— Start of Dataset section —
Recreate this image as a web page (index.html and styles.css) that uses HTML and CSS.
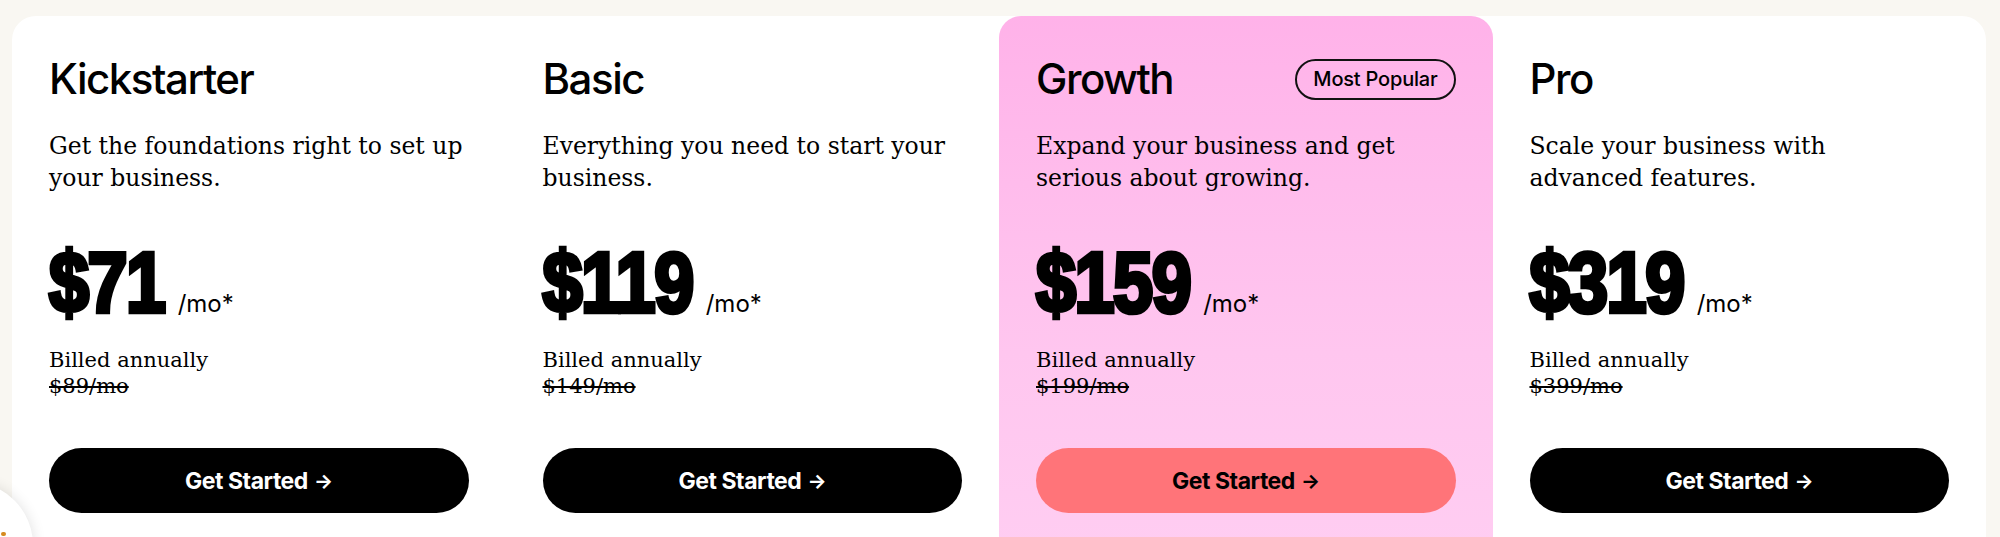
FILE: index.html
```html
<!DOCTYPE html>
<html lang="en">
<head>
<meta charset="utf-8">
<title>Pricing</title>
<link rel="stylesheet" href="styles.css">
</head>
<body>
<div class="page">
  <section class="plans">
    <article class="plan">
      <div class="plan-head"><h2 class="plan-name">Kickstarter</h2></div>
      <p class="plan-desc">Get the foundations right to set up<br>your business.</p>
      <div class="price-row"><span class="price">$71</span><span class="per">/mo*</span></div>
      <p class="billing">Billed annually<br><s>$89/mo</s></p>
      <a class="cta" href="#">Get Started <span class="arrow">→</span></a>
    </article>
    <article class="plan">
      <div class="plan-head"><h2 class="plan-name">Basic</h2></div>
      <p class="plan-desc">Everything you need to start your<br>business.</p>
      <div class="price-row"><span class="price">$119</span><span class="per">/mo*</span></div>
      <p class="billing">Billed annually<br><s>$149/mo</s></p>
      <a class="cta" href="#">Get Started <span class="arrow">→</span></a>
    </article>
    <article class="plan plan-featured">
      <div class="plan-head"><h2 class="plan-name">Growth</h2><span class="badge">Most Popular</span></div>
      <p class="plan-desc">Expand your business and get<br>serious about growing.</p>
      <div class="price-row"><span class="price">$159</span><span class="per">/mo*</span></div>
      <p class="billing">Billed annually<br><s>$199/mo</s></p>
      <a class="cta cta-featured" href="#">Get Started <span class="arrow">→</span></a>
    </article>
    <article class="plan">
      <div class="plan-head"><h2 class="plan-name">Pro</h2></div>
      <p class="plan-desc">Scale your business with<br>advanced features.</p>
      <div class="price-row"><span class="price">$319</span><span class="per">/mo*</span></div>
      <p class="billing">Billed annually<br><s>$399/mo</s></p>
      <a class="cta" href="#">Get Started <span class="arrow">→</span></a>
    </article>
  </section>
  <div class="chat-bubble"><span class="chat-dot"></span></div>
</div>
</body>
</html>
```
FILE: styles.css
```css
* { box-sizing: border-box; }
html, body {
  margin: 0;
  padding: 0;
}
body {
  background: #f9f7f2;
  height: 537px;
  overflow: hidden;
  color: #000;
}
.page {
  position: relative;
  height: 537px;
  padding: 16px 14px 0 12px;
}
.plans {
  display: grid;
  grid-template-columns: repeat(4, 1fr);
  background: #ffffff;
  border-radius: 24px 24px 0 0;
  height: 560px;
}
.plan {
  display: flex;
  flex-direction: column;
  padding: 38px 37px 0 37px;
  border-radius: 22px 22px 0 0;
}
.plan-featured {
  background: linear-gradient(180deg, #ffb2e9 0%, #ffc6ef 60%, #ffcef2 100%);
}
.plan-head {
  display: flex;
  align-items: center;
  justify-content: space-between;
  height: 50px;
}
.plan-name {
  margin: 0;
  font-family: Inter, "Liberation Sans", sans-serif;
  font-weight: 500;
  font-size: 42px;
  line-height: 50px;
  letter-spacing: -0.035em;
}
.badge {
  font-family: Inter, "Liberation Sans", sans-serif;
  font-weight: 500;
  font-size: 20px;
  line-height: 37px;
  height: 41px;
  padding: 0 16px;
  border: 2px solid #111;
  border-radius: 999px;
  letter-spacing: -0.01em;
}
.plan-desc {
  margin: 27px 0 0 0;
  font-family: "DejaVu Serif", "Liberation Serif", serif;
  font-size: 23.5px;
  line-height: 31.5px;
  white-space: nowrap;
}
.price-row {
  display: flex;
  align-items: baseline;
  gap: 13px;
  margin-top: 57px;
}
.price {
  display: inline-block;
  font-family: "Liberation Sans", Arial, sans-serif;
  font-weight: 700;
  font-size: 72px;
  line-height: 72px;
  letter-spacing: -1.5px;
  -webkit-text-stroke: 4px #000;
  transform: scaleY(1.18);
  transform-origin: 0 61px;
}
.per {
  font-family: Inter, "Liberation Sans", sans-serif;
  font-weight: 400;
  font-size: 24px;
}
.billing {
  margin: 24px 0 0 0;
  font-family: "DejaVu Serif", "Liberation Serif", serif;
  font-size: 21px;
  line-height: 26px;
}
.billing s {
  text-decoration-thickness: 1.5px;
}
.cta {
  display: flex;
  align-items: center;
  justify-content: center;
  gap: 6px;
  margin-top: 49px;
  height: 65px;
  border-radius: 999px;
  background: #000;
  color: #fff;
  text-decoration: none;
  font-family: Inter, "Liberation Sans", sans-serif;
  font-weight: 700;
  font-size: 23px;
  letter-spacing: -0.02em;
}
.cta-featured {
  background: #ff7479;
  color: #000;
}
.arrow {
  font-size: 20px;
  font-weight: 700;
}
.chat-bubble {
  position: absolute;
  left: -93px;
  top: 482px;
  width: 126px;
  height: 126px;
  border-radius: 50%;
  background: #fff;
  box-shadow: 0 0 14px rgba(0, 0, 0, 0.12);
}
.chat-dot {
  position: absolute;
  right: 27px;
  top: 50px;
  width: 5px;
  height: 4px;
  border-radius: 2px;
  background: #d58a1e;
}
```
— End of Dataset section —
■ **Brief**:
Without the images, write out each line of the data verbatim.

■ **Answer for the task**:
Recreate this image as a web page (index.html and styles.css) that uses HTML and CSS.
FILE: index.html
```html
<!DOCTYPE html>
<html lang="en">
<head>
<meta charset="utf-8">
<title>Pricing</title>
<link rel="stylesheet" href="styles.css">
</head>
<body>
<div class="page">
  <section class="plans">
    <article class="plan">
      <div class="plan-head"><h2 class="plan-name">Kickstarter</h2></div>
      <p class="plan-desc">Get the foundations right to set up<br>your business.</p>
      <div class="price-row"><span class="price">$71</span><span class="per">/mo*</span></div>
      <p class="billing">Billed annually<br><s>$89/mo</s></p>
      <a class="cta" href="#">Get Started <span class="arrow">→</span></a>
    </article>
    <article class="plan">
      <div class="plan-head"><h2 class="plan-name">Basic</h2></div>
      <p class="plan-desc">Everything you need to start your<br>business.</p>
      <div class="price-row"><span class="price">$119</span><span class="per">/mo*</span></div>
      <p class="billing">Billed annually<br><s>$149/mo</s></p>
      <a class="cta" href="#">Get Started <span class="arrow">→</span></a>
    </article>
    <article class="plan plan-featured">
      <div class="plan-head"><h2 class="plan-name">Growth</h2><span class="badge">Most Popular</span></div>
      <p class="plan-desc">Expand your business and get<br>serious about growing.</p>
      <div class="price-row"><span class="price">$159</span><span class="per">/mo*</span></div>
      <p class="billing">Billed annually<br><s>$199/mo</s></p>
      <a class="cta cta-featured" href="#">Get Started <span class="arrow">→</span></a>
    </article>
    <article class="plan">
      <div class="plan-head"><h2 class="plan-name">Pro</h2></div>
      <p class="plan-desc">Scale your business with<br>advanced features.</p>
      <div class="price-row"><span class="price">$319</span><span class="per">/mo*</span></div>
      <p class="billing">Billed annually<br><s>$399/mo</s></p>
      <a class="cta" href="#">Get Started <span class="arrow">→</span></a>
    </article>
  </section>
  <div class="chat-bubble"><span class="chat-dot"></span></div>
</div>
</body>
</html>
```
FILE: styles.css
```css
* { box-sizing: border-box; }
html, body {
  margin: 0;
  padding: 0;
}
body {
  background: #f9f7f2;
  height: 537px;
  overflow: hidden;
  color: #000;
}
.page {
  position: relative;
  height: 537px;
  padding: 16px 14px 0 12px;
}
.plans {
  display: grid;
  grid-template-columns: repeat(4, 1fr);
  background: #ffffff;
  border-radius: 24px 24px 0 0;
  height: 560px;
}
.plan {
  display: flex;
  flex-direction: column;
  padding: 38px 37px 0 37px;
  border-radius: 22px 22px 0 0;
}
.plan-featured {
  background: linear-gradient(180deg, #ffb2e9 0%, #ffc6ef 60%, #ffcef2 100%);
}
.plan-head {
  display: flex;
  align-items: center;
  justify-content: space-between;
  height: 50px;
}
.plan-name {
  margin: 0;
  font-family: Inter, "Liberation Sans", sans-serif;
  font-weight: 500;
  font-size: 42px;
  line-height: 50px;
  letter-spacing: -0.035em;
}
.badge {
  font-family: Inter, "Liberation Sans", sans-serif;
  font-weight: 500;
  font-size: 20px;
  line-height: 37px;
  height: 41px;
  padding: 0 16px;
  border: 2px solid #111;
  border-radius: 999px;
  letter-spacing: -0.01em;
}
.plan-desc {
  margin: 27px 0 0 0;
  font-family: "DejaVu Serif", "Liberation Serif", serif;
  font-size: 23.5px;
  line-height: 31.5px;
  white-space: nowrap;
}
.price-row {
  display: flex;
  align-items: baseline;
  gap: 13px;
  margin-top: 57px;
}
.price {
  display: inline-block;
  font-family: "Liberation Sans", Arial, sans-serif;
  font-weight: 700;
  font-size: 72px;
  line-height: 72px;
  letter-spacing: -1.5px;
  -webkit-text-stroke: 4px #000;
  transform: scaleY(1.18);
  transform-origin: 0 61px;
}
.per {
  font-family: Inter, "Liberation Sans", sans-serif;
  font-weight: 400;
  font-size: 24px;
}
.billing {
  margin: 24px 0 0 0;
  font-family: "DejaVu Serif", "Liberation Serif", serif;
  font-size: 21px;
  line-height: 26px;
}
.billing s {
  text-decoration-thickness: 1.5px;
}
.cta {
  display: flex;
  align-items: center;
  justify-content: center;
  gap: 6px;
  margin-top: 49px;
  height: 65px;
  border-radius: 999px;
  background: #000;
  color: #fff;
  text-decoration: none;
  font-family: Inter, "Liberation Sans", sans-serif;
  font-weight: 700;
  font-size: 23px;
  letter-spacing: -0.02em;
}
.cta-featured {
  background: #ff7479;
  color: #000;
}
.arrow {
  font-size: 20px;
  font-weight: 700;
}
.chat-bubble {
  position: absolute;
  left: -93px;
  top: 482px;
  width: 126px;
  height: 126px;
  border-radius: 50%;
  background: #fff;
  box-shadow: 0 0 14px rgba(0, 0, 0, 0.12);
}
.chat-dot {
  position: absolute;
  right: 27px;
  top: 50px;
  width: 5px;
  height: 4px;
  border-radius: 2px;
  background: #d58a1e;
}
```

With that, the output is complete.